State Joins ASRC and Others Seeking Supreme Court Review of Critical Habitat Designation
November 4, 2016
(Anchorage, AK) – The State of Alaska today joined in filing a petition for writ of certiorari with the U.S. Supreme Court in response to a Ninth Circuit Court of Appeals ruling in February of this year. That ruling reinstated approximately 187,000 square miles of Alaska coastline and adjacent waters designated by the U.S. Fish and Wildlife Service as critical habitat for polar bears, an area larger than the state of California.
Other petitioners include Arctic Slope Regional Corporation (ASRC), the North Slope Borough, the Iñupiat Community of the Arctic Slope, Kaktovik Iñupiat Corporation, Kuukpik Corporation, Ukpeaġvik Iñupiat Corporation, Olgoonik Corporation, Inc., Tikigaq Corporation, the Bering Straits Native Corporation, NANA Regional Corporation and Calista Corporation.
“A critical habitat designation covering over 187,000 square miles would greatly impact our entire state,” said Attorney General Jahna Lindemuth. “All we ask is that the designation be legally justified through scientific evidence showing a connection between the habitat and the protection of the bears. That didn’t happen for all the areas designated in this case.

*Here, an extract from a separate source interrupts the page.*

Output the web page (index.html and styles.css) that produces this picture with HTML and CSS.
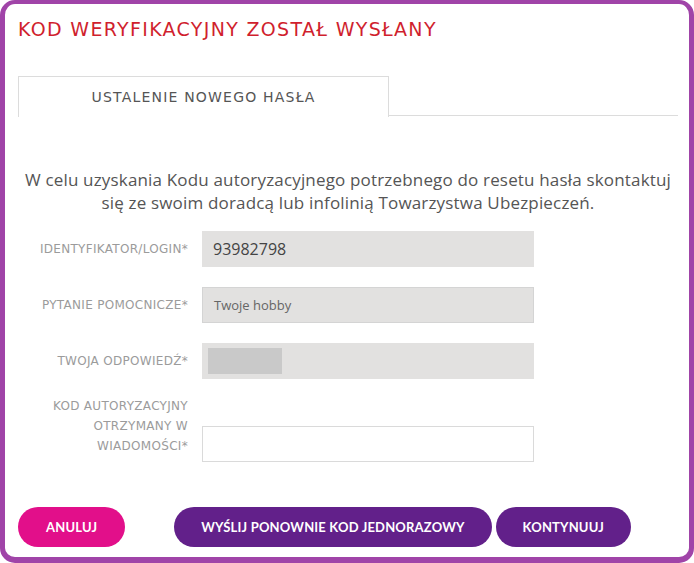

The result is great economic impacts without evidence that it is actually necessary to protect the species.”
The State along with the other petitioners had previously challenged and overturned the designation through a district court decision in 2013 based on many errors associated with the critical habitat designation. On appeal, the Ninth Circuit Court of Appeals reversed the district court. Petitioners are now asking the United States Supreme Court to weigh in on the case.